Oppenheimer (2023) arrives on this list as the most recent entry and perhaps the most resistant to what Oscar cinema is typically assumed to reward. Christopher Nolan’s seven-award biographical film about J. Robert Oppenheimer – the theoretical physicist who led the Manhattan Project and spent the remaining decades of his life facing the political and ethical consequences of having done so – is three hours of dense, nonlinear structure, most of it centred on bureaucratic hearings rather than the bomb itself. Nolan told Variety in 2023 that he wanted the film to feel “like a thriller about ideas.” Nolan also used the film’s reception to raise questions about the responsibility that attaches to invention – a theme he returned to in subsequent interviews about artificial intelligence. On a second viewing, Oppenheimer is less about what the bomb did to Japan and more about what it did to the man who made it.

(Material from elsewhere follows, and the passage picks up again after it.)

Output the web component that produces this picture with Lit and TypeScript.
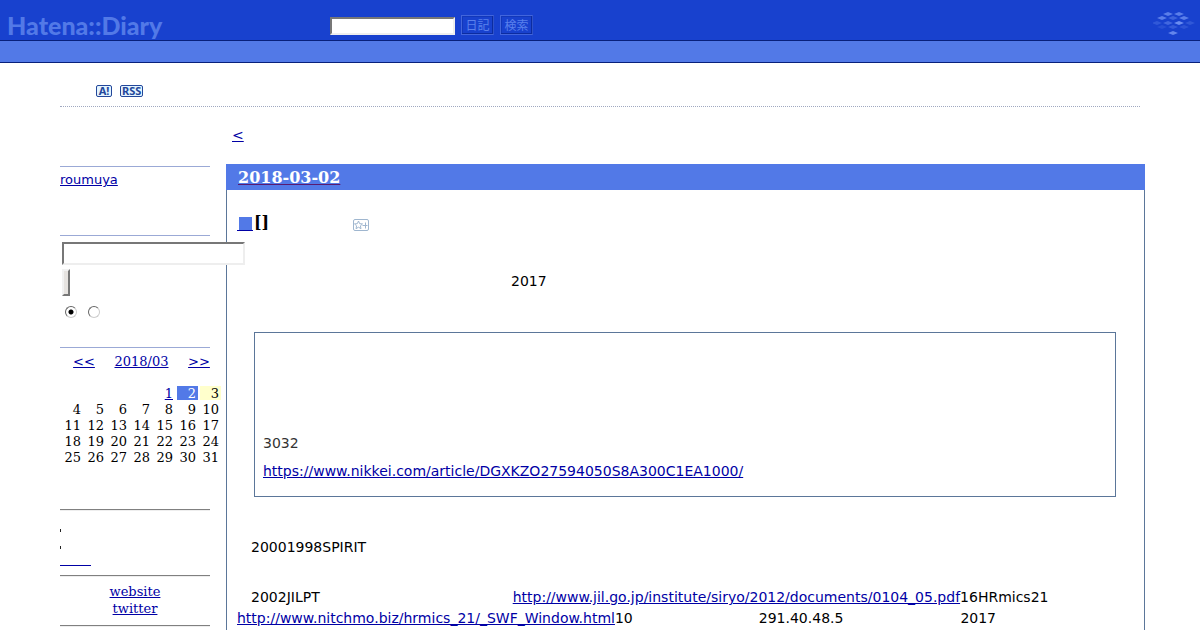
import { LitElement, html, css, svg } from "lit";
import { customElement } from "lit/decorators.js";

const blank = (width: number) => html`<span class="blank" style="width:${width}px"></span>`;

const weeks: number[][] = [
  [0, 0, 0, 0, 1, 2, 3],
  [4, 5, 6, 7, 8, 9, 10],
  [11, 12, 13, 14, 15, 16, 17],
  [18, 19, 20, 21, 22, 23, 24],
  [25, 26, 27, 28, 29, 30, 31],
];

@customElement("diary-header")
class DiaryHeader extends LitElement {
  static styles = css`
    :host { display: block; }
    .bar {
      display: flex;
      align-items: center;
      height: 40px;
      background: #1841ce;
      border-bottom: 1px solid #08207b;
    }
    .logo {
      width: 322px;
      padding: 10px 0 0 7px;
      box-sizing: border-box;
      margin-right: 8px;
      font: 900 25px/30px Lato, sans-serif;
      color: #5279e7;
      text-decoration: none;
    }
    .search { display: flex; align-items: center; gap: 6px; flex: 1; padding-top: 9px; }
    .word {
      box-sizing: border-box;
      width: 125px;
      height: 18px;
      margin: 2px 0 0;
      padding: 0 2px;
      border: 2px solid;
      border-color: #777 #eee #eee #777;
      background: #fff;
      border-radius: 0;
    }
    .go {
      box-sizing: border-box;
      width: 33px;
      height: 20px;
      padding: 0;
      border: 1px solid;
      border-color: #4265dc #3052c8 #4265dc #4265dc;
      box-shadow: inset -1px -1px #0c2ca0, inset 1px 1px #1238ba;
      border-radius: 0;
      background: #1841ce;
      color: #5a80ec;
      font: 12px/15px "Noto Sans CJK JP", sans-serif;
    }
    .mark { margin: 6px 5px 0 0; display: block; }
    .sub { height: 21px; background: #5279e7; border-bottom: 1px solid #08207b; }
  `;
  render() {
    const tiles: [number, number, number][] = [
      [15, 5, 0.8], [26, 5, 0.8],
      [9, 9, 0.8], [20, 9, 0.45], [31, 9, 0.8],
      [4, 14, 0.3], [15, 14, 0.5], [26, 14, 1], [37, 14, 0.3],
      [9, 18, 0.2], [20, 18, 0.35], [31, 18, 0.25],
      [20, 24, 0.9],
    ];
    return html`
      <div class="bar">
        <a class="logo" href="#">Hatena::Diary</a>
        <form class="search">
          <input class="word" type="text" aria-label="検索" />
          <button class="go" type="button">日記</button>
          <button class="go" type="button">検索</button>
        </form>
        <svg class="mark" width="42" height="28" viewBox="0 0 42 28" aria-hidden="true">
          ${tiles.map(([x, y, o]) => svg`<path d="M${x - 5} ${y}l5-2 5 2-5 2z" fill="#6b8df0" opacity=${o}/>`)}
        </svg>
      </div>
      <div class="sub"></div>`;
  }
}

@customElement("diary-sidebar")
class DiarySidebar extends LitElement {
  static styles = css`
    :host { display: block; width: 150px; flex: none; font: 13px/17px "DejaVu Serif", serif; position: relative; z-index: 1; }
    a { color: #0000a5; }
    .module { border-top: 1px solid #9ba9d6; }
    .profile { margin-top: 59px; height: 69px; padding-top: 4px; box-sizing: border-box; font-family: "DejaVu Sans", sans-serif; }
    .find { height: 112px; box-sizing: border-box; padding: 6px 0 0 2px; }
    .query {
      display: block;
      box-sizing: border-box;
      width: 183px;
      height: 23px;
      margin: 0 0 4px;
      padding: 1px 2px;
      border: 2px solid;
      border-color: #777 #eee #eee #777;
      background: #fff;
      border-radius: 0;
    }
    .submit {
      display: block;
      box-sizing: border-box;
      width: 8px;
      height: 27px;
      padding: 0;
      border: 2px solid;
      border-color: #f2f2f2 #777 #777 #f2f2f2;
      border-radius: 0;
      background: #e6e3e0;
    }
    .choice { display: flex; gap: 11px; padding: 10px 3px; }
    .radio {
      appearance: none;
      box-sizing: border-box;
      width: 12px;
      height: 12px;
      margin: 0;
      border: 1px solid;
      border-color: #666 #ccc #ccc #666;
      border-radius: 50%;
      background: #fff;
    }
    .radio:checked { background: radial-gradient(circle, #000 2px, #fff 3px); }
    .month { height: 162px; box-sizing: border-box; padding-top: 4px; }
    .calendar { table-layout: fixed; width: 163px; border-collapse: separate; border-spacing: 2px; line-height: 16px; }
    .calendar th { padding: 0; font-weight: normal; height: 14px; }
    .calendar td { padding: 0 2px 0 0; height: 14px; text-align: right; }
    .calendar .text { display: block; height: 14px; }
    .calendar td.current { background: #5279e7; color: #fff; }
    .calendar td.saturday { background: #ffffcc; }
    .rule { height: 0; margin: 0; border: 0; border-top: 1px solid #808080; border-bottom: 1px solid #eee; }
    .empties { height: 64px; padding-top: 18px; box-sizing: border-box; }
    .tick { display: block; width: 1px; height: 3px; margin-bottom: 14px; background: #222; }
    .void { display: block; width: 31px; height: 2px; border-bottom: 1px solid #0000a5; }
    .links { text-align: center; padding: 6px 0 8px; }
    .links a { display: table; margin: 0 auto; }
  `;
  cell(day: number) {
    if (!day) return html`<td></td>`;
    const state = day === 2 ? "current" : day === 3 ? "saturday" : "";
    return html`<td class=${state}><span class="text">${day === 1 ? html`<a href="#">1</a>` : day}</span></td>`;
  }
  render() {
    return html`
      <div class="module profile"><a href="#">roumuya</a></div>
      <form class="module find">
        <input class="query" type="text" aria-label="search" />
        <button class="submit" type="button" aria-label="search"></button>
        <div class="choice">
          <input class="radio" type="radio" name="scope" aria-label="diary" checked />
          <input class="radio" type="radio" name="scope" aria-label="all" />
        </div>
      </form>
      <div class="module month">
        <table class="calendar">
          <thead>
            <tr>
              <th colspan="2"><span class="text"><a href="#">&lt;&lt;</a></span></th>
              <th colspan="3"><span class="text"><a href="#">2018/03</a></span></th>
              <th colspan="2"><span class="text"><a href="#">&gt;&gt;</a></span></th>
            </tr>
            <tr>${weeks[0].map(() => html`<th></th>`)}</tr>
          </thead>
          <tbody>
            ${weeks.map((week) => html`<tr>${week.map((d) => this.cell(d))}</tr>`)}
          </tbody>
        </table>
      </div>
      <hr class="rule" />
      <div class="empties">
        <span class="tick"></span><span class="tick"></span>
        <a class="void" href="#" aria-label="more"></a>
      </div>
      <hr class="rule" />
      <div class="links"><a href="#">website</a><a href="#">twitter</a></div>
      <hr class="rule" />`;
  }
}

@customElement("diary-entry")
class DiaryEntry extends LitElement {
  static styles = css`
    :host { display: block; flex: 1; min-width: 0; font: 14px/21px "DejaVu Sans", sans-serif; color: #000; }
    a { color: #0000a5; }
    p { margin: 0; white-space: nowrap; }
    .blank { display: inline-block; }
    .pager { padding: 18px 6px; }
    .day { border: 1px solid #5b7699; border-top: 0; }
    .date { margin: 0 -1px; padding: 1px 12px 0; background: #5279e7; font: 700 16px/25px "DejaVu Serif", serif; }
    .date a { color: #fff; text-decoration-color: #5a1a70; }
    .body { padding: 22px 10px; }
    .title { display: flex; align-items: center; margin: 0; font: 700 16px/22px "DejaVu Serif", serif; }
    .anchor { width: 16px; height: 14px; box-sizing: border-box; padding-left: 2px; border-bottom: 1px solid #0000a5; margin: 2px 1px 0 0; }
    .square { display: block; width: 13px; height: 13px; background: #5279e7; }
    .star { margin: 3px 0 0 84px; }
    .lead { margin-top: 37px; }
    .quote { margin: 40px 18px 40px 17px; padding: 100px 8px 14px; border: 1px solid #5b7699; color: #333; }
    .quote p + p { margin-top: 7px; }
    .next { margin-top: 29px; }
  `;
  render() {
    return html`
      <nav class="pager"><a href="#">&lt;</a></nav>
      <article class="day">
        <h2 class="date"><a href="#">2018-03-02</a></h2>
        <div class="body">
          <h3 class="title">
            <a class="anchor" href="#" aria-label="permalink"><span class="square"></span></a>[]
            <svg class="star" width="16" height="12" viewBox="0 0 16 12" fill="none" stroke="#9fb6cf" aria-hidden="true">
              <rect x=".5" y=".5" width="15" height="11" rx="1.5" />
              <path d="M5.5 2l1.2 2.7 2.8.2-2.1 1.9.6 2.9-2.5-1.5L3 9.7l.6-2.9L1.5 4.900l2.800-.2z" />
              <path d="M12.500 3.500v6M9.500 6.500h5" />
            </svg>
          </h3>
          <p class="lead">${blank(274)}2017</p>
          <blockquote class="quote">
            <p>3032</p>
            <p><a href="#">https://www.nikkei.com/article/DGXKZO27594050S8A300C1EA1000/</a></p>
          </blockquote>
          <p>${blank(14)}20001998SPIRIT</p>
          <p class="next">${blank(14)}2002JILPT${blank(193)}<a href="#">http://www.jil.go.jp/institute/siryo/2012/documents/0104_05.pdf</a>16HRmics21</p>
          <p><a href="#">http://www.nitchmo.biz/hrmics_21/_SWF_Window.html</a>10${blank(126)}291.40.48.5${blank(117)}2017</p>
        </div>
      </article>`;
  }
}

@customElement("app-root")
class AppRoot extends LitElement {
  static styles = css`
    :host { display: block; height: 100vh; overflow: hidden; background: #fff; font-family: "DejaVu Sans", sans-serif; }
    .top { display: flex; gap: 8px; margin: 0 60px; padding: 22px 36px 9px; border-bottom: 1px dotted #a0a8c0; }
    .badge {
      box-sizing: border-box;
      min-width: 16px;
      height: 12px;
      padding: 0 1px;
      border: 1px solid #23479a;
      border-radius: 2px;
      background: #e3f4ff;
      color: #23479a;
      font: 700 11px/10px "Noto Sans", sans-serif;
      text-align: center;
      text-decoration: none;
    }
    .columns { display: flex; gap: 16px; margin: 0 55px 0 60px; }
  `;
  render() {
    return html`
      <diary-header></diary-header>
      <div class="top"><a class="badge" href="#">A!</a><a class="badge" href="#">RSS</a></div>
      <div class="columns">
        <diary-sidebar></diary-sidebar>
        <diary-entry></diary-entry>
      </div>`;
  }
}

The thread running through all ten is not prestige, or scale, or cultural impact, though most of them have those in abundance. It is that none of them actually closes. Schindler’s moral accounting is left open. Gump’s America is left unresolved. The flood in Parasite’s third act carries a charge that the film refuses to discharge into a clean conclusion. Moonlight’s final scene asks a question instead of answering one. The films that reward returning to are the ones that trust viewers enough to leave something unfinished. That trust, as much as craft or subject matter, is what the best Oscar cinema has always been about – and what distinguishes the winners that last from the ones that simply won.
The 2026 Academy Awards continued that pattern: the films that generated the most sustained conversation were not the ones that delivered the most comfortable endings. The standard, it turns out, has been consistent for decades. What changes is whether any given year’s winner lives up to it.